Ieri, oggi, domani, l’occidente non può non dirsi dalla parte di Israele in questa guerra. Vi dev’essere la consapevolezza che il terrorismo di Hamas – componente fondamentale della strategia di revisionismo antioccidentale dell’Iran – è mosso da un odio, insito nel fondamentalismo islamico, che include tutto ciò che è parte del mondo libero che Israele rappresenta, quindi anche noi. Quello che è accaduto il 7 ottobre è stato un attacco genocidario, volto alla distruzione, all’annientamento di ogni singolo civile perché ebreo, perché israeliano, perché cittadino di una democrazia libera.
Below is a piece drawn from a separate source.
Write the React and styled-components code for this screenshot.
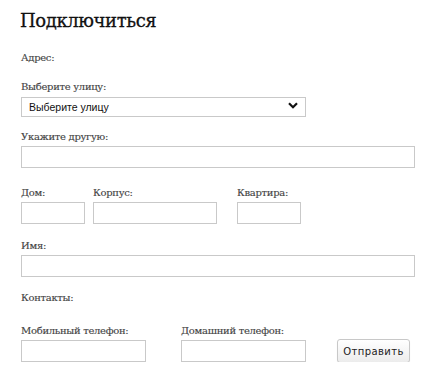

Attenzione, infine, a non cadere in narrazioni semplicistiche, come quella emersa a Pechino per cui le fazioni principali dei palestinesi – Hamas, Fatah e altre 12 – avrebbero raggiunto, sotto il faro della diplomazia cinese, un accordo per governare insieme Gaza. Non è senza disturbare l’elefante nella stanza – l’Iran – e senza il consenso di Israele, che si risolve la questione palestinese. La via sia la risoluzione 2735 del Consiglio di Sicurezza delle Nazioni Unite: tre fasi che portino a un cessate il fuoco immediato, al rilascio di tutti gli ostaggi e alla distribuzione di aiuti umanitari su larga scala nella Striscia di Gaza. Il Presidente Meloni ha ribadito anche al recente incontro con il Presidente Herzog la vicinanza a Israele, la piena condanna al terrorismo di Hamas, l’impegno alla de-escalation regionale. Per due popoli che possano vivere fianco a fianco in pace e sicurezza. La risposta occidentale non lasci spazio a altre distorte interpretazioni in medio oriente.